What archaeology says
The scientific and legal resolution is now settled. Genome sequencing published in 2015 by Eske Willerslev's team at the University of Copenhagen showed that the Ancient One is more closely related to modern Native Americans than to any other population, and specifically closest to Columbia Plateau tribes such as the Confederated Tribes of the Colville Reservation. Independent analysis by geneticists at the University of Chicago in 2016 confirmed the result. The DNA answered the question directly: this was a Native American ancestor.
The word "Caucasoid" in Douglas Owsley's early forensic description had been a source of enormous confusion. In mid-twentieth-century physical anthropology, cranial "Caucasoid" was a morphological category, not a statement of European descent, and the individual's skull shape simply differs from that of many later Native Americans - a reflection of how much cranial form changed over nine millennia, not evidence of European ancestry. The public and some litigants nonetheless took "Caucasoid" to mean "white", which drove a decade of contention.
Legally, the skeleton had been the subject of a lawsuit in which scientists won the right to study it against tribal claims under NAGPRA. After the DNA results, Congress acted: a provision in the 2016 Water Infrastructure Improvements for the Nation Act directed the remains to Washington State for return to the claiming tribes.

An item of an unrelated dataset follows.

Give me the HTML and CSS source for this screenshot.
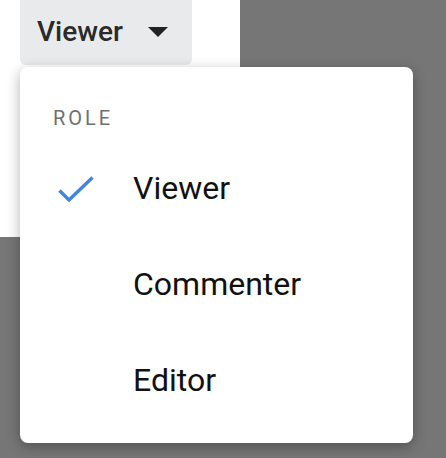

On 18 February 2017 the Ancient One was reburied at an undisclosed location by more than 200 members of five Columbia Basin tribes.
- The skeleton is radiocarbon-dated to roughly 8,500-9,000 years old.
- 2015 genome sequencing showed closest affinity to modern Native Americans, especially Plateau tribes.
- Independent 2016 analysis at the University of Chicago confirmed the Native American result.
- 'Caucasoid' was an outdated morphological label, not a claim of European descent.
- Cranial shape differences reflect nine millennia of change, not a separate ancestry.